→ **Task brief**:
Without the pictures, set down every line of the data exactly.

→ **Information shown**:
-.-.-

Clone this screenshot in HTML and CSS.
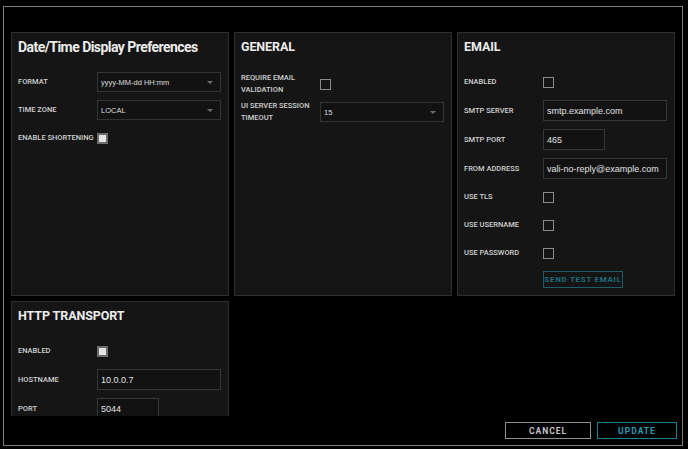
FILE: index.html
```html
<!DOCTYPE html>
<html>
<head>
<meta charset="utf-8">
<link rel="stylesheet" href="styles.css">
</head>
<body>
<div class="dialog">
  <div class="content">
    <div class="grid">
      <section class="card">
        <h2 class="title">Date/Time Display Preferences</h2>
        <div class="rows">
          <div class="row"><span class="label">FORMAT</span><div class="select"><span>yyyy-MM-dd HH:mm</span><i class="caret"></i></div></div>
          <div class="row"><span class="label">TIME ZONE</span><div class="select"><span>LOCAL</span><i class="caret"></i></div></div>
          <div class="row"><span class="label">ENABLE SHORTENING</span><span class="check checked"></span></div>
        </div>
      </section>
      <section class="card">
        <h2 class="title caps">GENERAL</h2>
        <div class="rows">
          <div class="row"><span class="label">REQUIRE EMAIL<br>VALIDATION</span><span class="check"></span></div>
          <div class="row"><span class="label">UI SERVER SESSION<br>TIMEOUT</span><div class="select"><span>15</span><i class="caret"></i></div></div>
        </div>
      </section>
      <section class="card">
        <h2 class="title caps">EMAIL</h2>
        <div class="rows">
          <div class="row"><span class="label">ENABLED</span><span class="check"></span></div>
          <div class="row tall"><span class="label">SMTP SERVER</span><div class="input">smtp.example.com</div></div>
          <div class="row tall"><span class="label">SMTP PORT</span><div class="input short">465</div></div>
          <div class="row tall"><span class="label">FROM ADDRESS</span><div class="input">vali-no-reply@example.com</div></div>
          <div class="row"><span class="label">USE TLS</span><span class="check"></span></div>
          <div class="row"><span class="label">USE USERNAME</span><span class="check"></span></div>
          <div class="row"><span class="label">USE PASSWORD</span><span class="check"></span></div>
          <div class="row btnrow"><span class="label"></span><button class="test">SEND TEST EMAIL</button></div>
        </div>
      </section>
      <section class="card">
        <h2 class="title caps">HTTP TRANSPORT</h2>
        <div class="rows">
          <div class="row"><span class="label">ENABLED</span><span class="check checked"></span></div>
          <div class="row tall"><span class="label">HOSTNAME</span><div class="input">10.0.0.7</div></div>
          <div class="row tall"><span class="label">PORT</span><div class="input short">5044</div></div>
        </div>
      </section>
    </div>
  </div>
  <div class="footer">
    <button class="btn cancel">CANCEL</button>
    <button class="btn update">UPDATE</button>
  </div>
</div>
</body>
</html>
```

FILE: styles.css
```css
* { box-sizing: border-box; }
html, body { margin: 0; padding: 0; background: #000; }
body {
  width: 688px;
  height: 449px;
  overflow: hidden;
  font-family: Roboto, "Liberation Sans", sans-serif;
  color: #cfcfcf;
}
.dialog {
  margin: 6px 0 0 3px;
  width: 680px;
  height: 440px;
  border: 1px solid #7c7c7c;
  display: flex;
  flex-direction: column;
}
.content {
  height: 409px;
  flex: none;
  overflow: hidden;
  padding: 25px 0 0 7px;
}
.grid {
  display: grid;
  grid-template-columns: 218px 218px 218px;
  grid-auto-rows: 264px;
  column-gap: 5px;
  row-gap: 5px;
}
.card {
  background: #151515;
  border: 1px solid #2f2f2f;
  padding: 5px 7px 0 6px;
}
.title {
  margin: 0 0 16px 0;
  font-family: Roboto, "Liberation Sans", sans-serif;
  font-size: 14px;
  line-height: 18px;
  font-weight: bold;
  color: #ececec;
  letter-spacing: -0.55px;
  white-space: nowrap;
}
.title.caps { font-size: 12.5px; letter-spacing: -0.1px; }
.rows {
  display: flex;
  flex-direction: column;
  gap: 8px;
}
.row {
  display: grid;
  grid-template-columns: 79px 1fr;
  align-items: center;
  height: 20px;
}
.row.tall { height: 21px; }
.row.btnrow { height: 17px; }
.label {
  font-family: Roboto, "Liberation Sans", sans-serif;
  font-size: 7.5px;
  line-height: 12px;
  font-weight: 500;
  color: #d0d0d0;
  white-space: nowrap;
}
.select {
  height: 20px;
  border: 1px solid #343434;
  background: #121212;
  display: flex;
  align-items: center;
  justify-content: space-between;
  padding: 0 7px 0 3px;
  font-family: "Liberation Sans", sans-serif;
  font-size: 7.5px;
  color: #dedede;
}
.caret {
  width: 0;
  height: 0;
  border-left: 3.5px solid transparent;
  border-right: 3.5px solid transparent;
  border-top: 3.5px solid #6e6e6e;
}
.input {
  height: 21px;
  border: 1px solid #363636;
  background: #121212;
  display: flex;
  align-items: center;
  padding: 0 3px;
  font-family: "Liberation Sans", sans-serif;
  font-size: 9px;
  color: #e2e2e2;
}
.input.short { width: 62px; }
.check {
  width: 11px;
  height: 11px;
  border: 1px solid #8a8a8a;
  background: transparent;
}
.check.checked {
  border: 2px solid #6c6c6c;
  background: #e4e4e4;
}
.test {
  justify-self: start;
  width: 80px;
  height: 17px;
  padding: 0;
  background: transparent;
  border: 1px solid #1c5d69;
  color: #1f6e7e;
  font-family: Roboto, "Liberation Sans", sans-serif;
  font-size: 8px;
  font-weight: bold;
  letter-spacing: 0.7px;
}
.footer {
  display: flex;
  justify-content: flex-end;
  gap: 6px;
  padding: 6px 5px 0 0;
}
.btn {
  height: 17px;
  padding: 0;
  background: transparent;
  font-family: Roboto, "Liberation Sans", sans-serif;
  font-size: 8.5px;
  font-weight: bold;
  letter-spacing: 1px;
}
.cancel { width: 86px; border: 1px solid #8e8e8e; color: #c4c4c4; }
.update { width: 80px; border: 1px solid #1a7f92; color: #2a9db3; }
```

-.-.-

→ **Solution to the exercise**:
Clone this screenshot in HTML and CSS.
FILE: index.html
```html
<!DOCTYPE html>
<html>
<head>
<meta charset="utf-8">
<link rel="stylesheet" href="styles.css">
</head>
<body>
<div class="dialog">
  <div class="content">
    <div class="grid">
      <section class="card">
        <h2 class="title">Date/Time Display Preferences</h2>
        <div class="rows">
          <div class="row"><span class="label">FORMAT</span><div class="select"><span>yyyy-MM-dd HH:mm</span><i class="caret"></i></div></div>
          <div class="row"><span class="label">TIME ZONE</span><div class="select"><span>LOCAL</span><i class="caret"></i></div></div>
          <div class="row"><span class="label">ENABLE SHORTENING</span><span class="check checked"></span></div>
        </div>
      </section>
      <section class="card">
        <h2 class="title caps">GENERAL</h2>
        <div class="rows">
          <div class="row"><span class="label">REQUIRE EMAIL<br>VALIDATION</span><span class="check"></span></div>
          <div class="row"><span class="label">UI SERVER SESSION<br>TIMEOUT</span><div class="select"><span>15</span><i class="caret"></i></div></div>
        </div>
      </section>
      <section class="card">
        <h2 class="title caps">EMAIL</h2>
        <div class="rows">
          <div class="row"><span class="label">ENABLED</span><span class="check"></span></div>
          <div class="row tall"><span class="label">SMTP SERVER</span><div class="input">smtp.example.com</div></div>
          <div class="row tall"><span class="label">SMTP PORT</span><div class="input short">465</div></div>
          <div class="row tall"><span class="label">FROM ADDRESS</span><div class="input">vali-no-reply@example.com</div></div>
          <div class="row"><span class="label">USE TLS</span><span class="check"></span></div>
          <div class="row"><span class="label">USE USERNAME</span><span class="check"></span></div>
          <div class="row"><span class="label">USE PASSWORD</span><span class="check"></span></div>
          <div class="row btnrow"><span class="label"></span><button class="test">SEND TEST EMAIL</button></div>
        </div>
      </section>
      <section class="card">
        <h2 class="title caps">HTTP TRANSPORT</h2>
        <div class="rows">
          <div class="row"><span class="label">ENABLED</span><span class="check checked"></span></div>
          <div class="row tall"><span class="label">HOSTNAME</span><div class="input">10.0.0.7</div></div>
          <div class="row tall"><span class="label">PORT</span><div class="input short">5044</div></div>
        </div>
      </section>
    </div>
  </div>
  <div class="footer">
    <button class="btn cancel">CANCEL</button>
    <button class="btn update">UPDATE</button>
  </div>
</div>
</body>
</html>
```

FILE: styles.css
```css
* { box-sizing: border-box; }
html, body { margin: 0; padding: 0; background: #000; }
body {
  width: 688px;
  height: 449px;
  overflow: hidden;
  font-family: Roboto, "Liberation Sans", sans-serif;
  color: #cfcfcf;
}
.dialog {
  margin: 6px 0 0 3px;
  width: 680px;
  height: 440px;
  border: 1px solid #7c7c7c;
  display: flex;
  flex-direction: column;
}
.content {
  height: 409px;
  flex: none;
  overflow: hidden;
  padding: 25px 0 0 7px;
}
.grid {
  display: grid;
  grid-template-columns: 218px 218px 218px;
  grid-auto-rows: 264px;
  column-gap: 5px;
  row-gap: 5px;
}
.card {
  background: #151515;
  border: 1px solid #2f2f2f;
  padding: 5px 7px 0 6px;
}
.title {
  margin: 0 0 16px 0;
  font-family: Roboto, "Liberation Sans", sans-serif;
  font-size: 14px;
  line-height: 18px;
  font-weight: bold;
  color: #ececec;
  letter-spacing: -0.55px;
  white-space: nowrap;
}
.title.caps { font-size: 12.5px; letter-spacing: -0.1px; }
.rows {
  display: flex;
  flex-direction: column;
  gap: 8px;
}
.row {
  display: grid;
  grid-template-columns: 79px 1fr;
  align-items: center;
  height: 20px;
}
.row.tall { height: 21px; }
.row.btnrow { height: 17px; }
.label {
  font-family: Roboto, "Liberation Sans", sans-serif;
  font-size: 7.5px;
  line-height: 12px;
  font-weight: 500;
  color: #d0d0d0;
  white-space: nowrap;
}
.select {
  height: 20px;
  border: 1px solid #343434;
  background: #121212;
  display: flex;
  align-items: center;
  justify-content: space-between;
  padding: 0 7px 0 3px;
  font-family: "Liberation Sans", sans-serif;
  font-size: 7.5px;
  color: #dedede;
}
.caret {
  width: 0;
  height: 0;
  border-left: 3.5px solid transparent;
  border-right: 3.5px solid transparent;
  border-top: 3.5px solid #6e6e6e;
}
.input {
  height: 21px;
  border: 1px solid #363636;
  background: #121212;
  display: flex;
  align-items: center;
  padding: 0 3px;
  font-family: "Liberation Sans", sans-serif;
  font-size: 9px;
  color: #e2e2e2;
}
.input.short { width: 62px; }
.check {
  width: 11px;
  height: 11px;
  border: 1px solid #8a8a8a;
  background: transparent;
}
.check.checked {
  border: 2px solid #6c6c6c;
  background: #e4e4e4;
}
.test {
  justify-self: start;
  width: 80px;
  height: 17px;
  padding: 0;
  background: transparent;
  border: 1px solid #1c5d69;
  color: #1f6e7e;
  font-family: Roboto, "Liberation Sans", sans-serif;
  font-size: 8px;
  font-weight: bold;
  letter-spacing: 0.7px;
}
.footer {
  display: flex;
  justify-content: flex-end;
  gap: 6px;
  padding: 6px 5px 0 0;
}
.btn {
  height: 17px;
  padding: 0;
  background: transparent;
  font-family: Roboto, "Liberation Sans", sans-serif;
  font-size: 8.5px;
  font-weight: bold;
  letter-spacing: 1px;
}
.cancel { width: 86px; border: 1px solid #8e8e8e; color: #c4c4c4; }
.update { width: 80px; border: 1px solid #1a7f92; color: #2a9db3; }
```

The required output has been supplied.